Ducati bases the spec on a stock bike at factory ride height.  Since bike weight is the same and rider weights vary as long as the bike is reasonably stock unloaded works fine. 

Old-Duckman

Quote from: hypurone on May 08, 2008, 07:39:51 AM
Yup, and mine keeps setting its own tension anyway, no matter how much I fiddle with keeping it "right". Everything is tightened properly but it doesn't matter, I always get end up with a slightly loose chain. Too much power and application of that power is my theory!   :e:v  Damn bike has a mind of its own!!

Sounds like you need a new chain. When a chian is shot it will not keep an adjustment.

mitt

I have about 10mm of difference depending if I am in the loose part or tight part of the chain.

I always thought it was the OEM sprockets.

I replaced chain and sprockets last fall, and guess what - same difference.

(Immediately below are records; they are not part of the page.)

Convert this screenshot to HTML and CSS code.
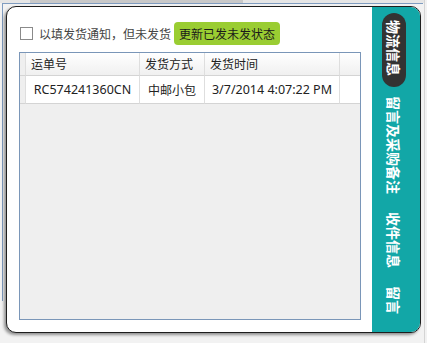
FILE: index.html
```html
<!DOCTYPE html>
<html lang="zh-CN">
<head>
    <meta charset="UTF-8">
    <meta name="viewport" content="width=device-width, initial-scale=1.0">
    <title>物流信息</title>
    <link rel="stylesheet" href="styles.css">
</head>
<body>
    <div class="desk">
        <div class="strip"><div class="strip-thumb"></div></div>
        <div class="frame">
            <div class="dialog">
                <div class="main">
                    <div class="toolbar">
                        <span class="checkbox"></span>
                        <span class="check-label">以填发货通知，但未发货</span>
                        <button class="btn-update">更新已发未发状态</button>
                    </div>

                    <div class="grid">
                        <div class="row head">
                            <div class="cell rowhead"></div>
                            <div class="cell">运单号</div>
                            <div class="cell">发货方式</div>
                            <div class="cell">发货时间</div>
                            <div class="cell filler"></div>
                        </div>
                        <div class="row data">
                            <div class="cell rowhead"></div>
                            <div class="cell">RC574241360CN</div>
                            <div class="cell">中邮小包</div>
                            <div class="cell">3/7/2014 4:07:22 PM</div>
                            <div class="cell filler"></div>
                        </div>
                    </div>
                </div>

                <div class="tabs">
                    <div class="tab active">物流信息</div>
                    <div class="tab">留言及采购备注</div>
                    <div class="tab">收件信息</div>
                    <div class="tab">留言</div>
                </div>
            </div>
        </div>
    </div>
</body>
</html>
```

FILE: styles.css
```css
html {
    background: #f2f2f2;
}
body {
    margin: 0;
    font-family: "Noto Sans", "Noto Sans CJK SC", sans-serif;
    color: #222;
}
.desk {
    width: 424px;
    height: 343px;
    border-right: 1px solid #d4d4d4;
}
.strip {
    height: 3px;
    background: #e6e6e6;
}
.strip-thumb {
    margin-left: 30px;
    width: 213px;
    height: 3px;
    background: #c9c9c9;
}
.frame {
    margin-left: 2px;
    width: 420px;
    height: 297px;
    border-top: 1px solid #7f9cc0;
    border-left: 1px solid #7f9cc0;
}
.dialog {
    margin: 2px 0 0 3px;
    width: 413px;
    height: 325px;
    display: flex;
    background: white;
    border: 1px solid #1e1e1e;
    border-radius: 10px;
    overflow: hidden;
    box-shadow: -2px 2px 3px rgba(0,0,0,0.4);
}
.main {
    flex: 1;
    display: flex;
    flex-direction: column;
    gap: 7px;
    padding: 15px 11px 12px 12px;
}
.toolbar {
    display: flex;
    align-items: center;
    height: 23px;
    font-family: "Noto Sans CJK SC", sans-serif;
    font-size: 12px;
}
.checkbox {
    width: 11px;
    height: 11px;
    margin-left: 1px;
    border: 1px solid #8a8a8a;
    background: white;
}
.check-label {
    margin-left: 6px;
    color: #444;
}
.btn-update {
    margin-left: 3px;
    height: 23px;
    padding: 0 5px;
    border: none;
    border-radius: 4px;
    background: #9acd32;
    color: #1a1a1a;
    font-family: "Noto Sans CJK SC", sans-serif;
    font-size: 12px;
}
.grid {
    flex: 1;
    border: 1px solid #7a96b8;
    background: #efefef;
}
.row {
    display: grid;
    grid-template-columns: 6px 114px 65px 135px 1fr;
}
.cell {
    border-right: 1px solid #dedede;
    border-bottom: 1px solid #d4d4d4;
    white-space: nowrap;
}
.head .cell {
    height: 22px;
    line-height: 22px;
    padding-left: 5px;
    font-family: "Noto Sans CJK SC", sans-serif;
    font-size: 12px;
    background: linear-gradient(#ffffff, #f0f0f0);
}
.data .cell {
    height: 27px;
    line-height: 27px;
    text-align: center;
    font-size: 12.5px;
    background: white;
}
.data .cell:nth-child(3) {
    font-family: "Noto Sans CJK SC", sans-serif;
    font-size: 12px;
}
.cell.rowhead {
    padding-left: 0;
    background: #efefef;
}
.head .cell.rowhead {
    background: #efefef;
}
.cell.filler {
    border-right: none;
}
.tabs {
    width: 48px;
    display: flex;
    flex-direction: column;
    gap: 2px;
    padding: 6px 0 0 10px;
    box-sizing: border-box;
    background: #12a7a7;
}
.tab {
    width: 24px;
    padding: 7px 0 9px;
    writing-mode: vertical-rl;
    text-orientation: sideways;
    line-height: 24px;
    font-family: "Noto Sans CJK SC", sans-serif;
    font-size: 14px;
    font-weight: bold;
    color: white;
    border-radius: 12px;
}
.tab.active {
    padding-bottom: 11px;
    background: #333;
}
```
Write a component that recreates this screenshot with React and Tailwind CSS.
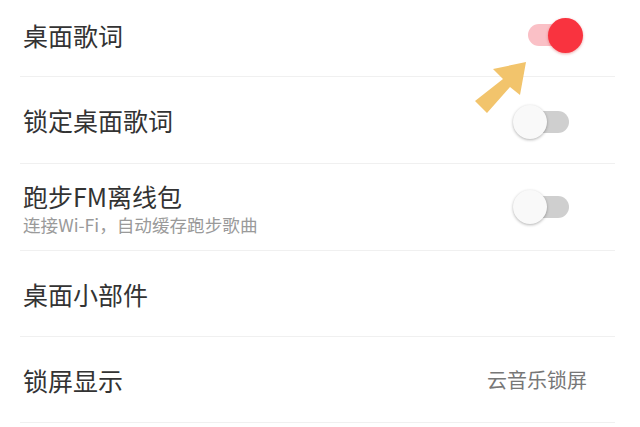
import React from 'react';

const Toggle = ({ on }) => {
  return (
    <div className="relative w-[42px] h-[22px]">
      <div className={on ? 'w-full h-full rounded-full bg-[#fac0c6]' : 'w-full h-full rounded-full bg-[#cfcfcf]'}></div>
      {on ? (
        <div className="absolute top-[-6px] left-[20px] w-[35px] h-[35px] rounded-full bg-[#f9333f] shadow-[0_1px_3px_rgba(200,0,0,0.35)]"></div>
      ) : (
        <div className="absolute top-[-6px] left-[-14px] w-[34px] h-[34px] rounded-full bg-[#f9f9f9] shadow-[0_1px_3px_rgba(0,0,0,0.3)]"></div>
      )}
    </div>
  );
};

const Row = ({ title, sub, right, height }) => {
  return (
    <div className={`${height} ml-[20px] mr-[25px] border-b border-[#f0f0f0] flex items-center justify-between`}>
      <div className="pl-[3px] flex flex-col">
        <span className="text-[25px] leading-[32px] text-[#333333]">{title}</span>
        {sub && <span className="text-[17.6px] leading-[20px] text-[#9a9a9a] mt-[3px]">{sub}</span>}
      </div>
      {right}
    </div>
  );
};

export default function App() {
  return (
    <div
      className="relative w-[640px] h-[427px] bg-white overflow-hidden"
      style={{ fontFamily: '"Noto Sans CJK SC", "Noto Sans", sans-serif' }}
    >
      <Row
        title="桌面歌词"
        height="h-[77px] pb-[6px]"
        right={<div className="pr-[45px] pb-[1px]"><Toggle on /></div>}
      />
      <Row
        title="锁定桌面歌词"
        height="h-[87px]"
        right={<div className="pr-[46px] pt-[4px]"><Toggle /></div>}
      />
      <Row
        title="跑步FM离线包"
        sub="连接Wi-Fi，自动缓存跑步歌曲"
        height="h-[87px]"
        right={<div className="pr-[46px]"><Toggle /></div>}
      />
      <Row title="桌面小部件" height="h-[86px]" />
      <Row
        title="锁屏显示"
        height="h-[86px]"
        right={<span className="pr-[28px] text-[20px] text-[#777777]">云音乐锁屏</span>}
      />

      {/* yellow arrow pointing at the first switch */}
      <svg className="absolute left-0 top-0" width="640" height="427" viewBox="0 0 640 427">
        <polygon
          points="526,62 493,69 503,79 475,101 487,113 510,87 520,95"
          fill="#f2c46c"
        />
      </svg>
    </div>
  );
}
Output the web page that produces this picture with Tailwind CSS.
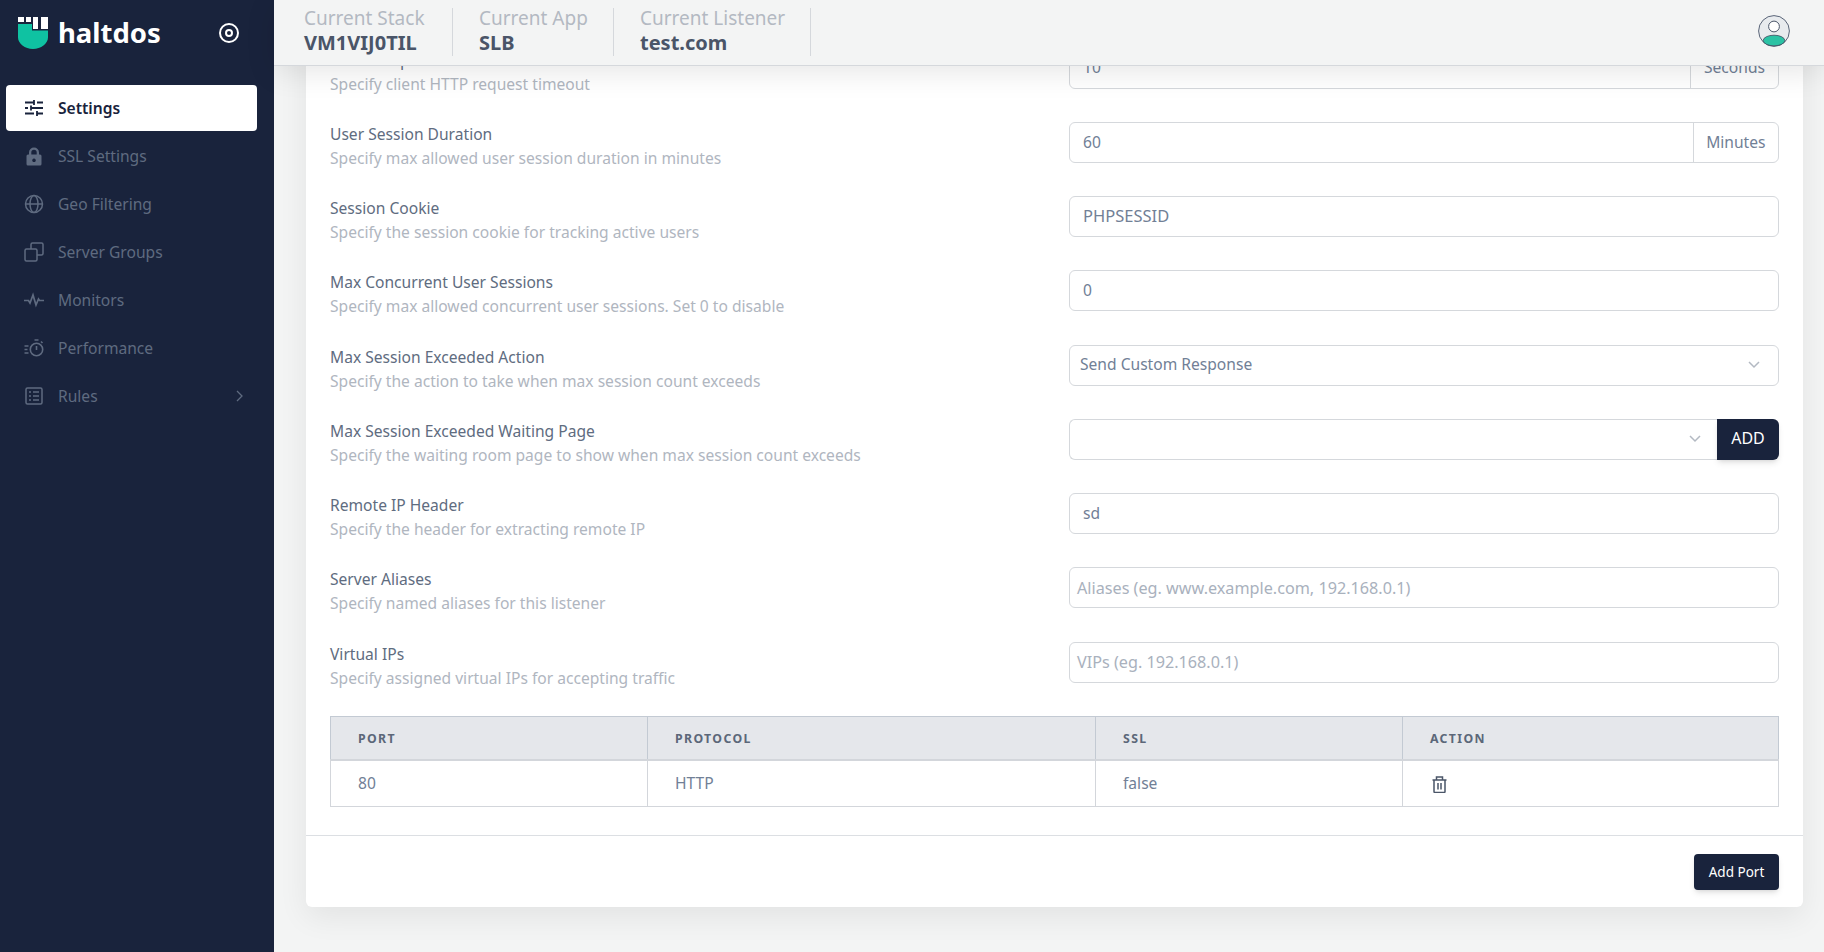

It seems to be consistent with rear wheel rotation, so maybe it is the carrier?  Maybe it is the cush drive hole locations?

I could use a height gauge and figure it out, but it doesn't seem to bother anything.

mitt

Armor

My chain tension seems very consistent, with no tight spots.
04 M1000s, Arrows, Light Flywheel, Ohlins suspension

hypurone

Quote from: Old-Duckman on May 11, 2008, 03:38:27 AM
Sounds like you need a new chain. When a chian is shot it will not keep an adjustment.

Doubt it with 6K on it, always lubed and "attempted" to keep adjusted. No kinks, rust or other wierdness. It just runs looser than I like, so now I don't worry about it and it hasn't gotten beyond this "zone" it likes to live in.  <shrug>
'07 S4RS "Testatretta" (In the FASTER color)
I'm not totally useless, I can be used as a bad example!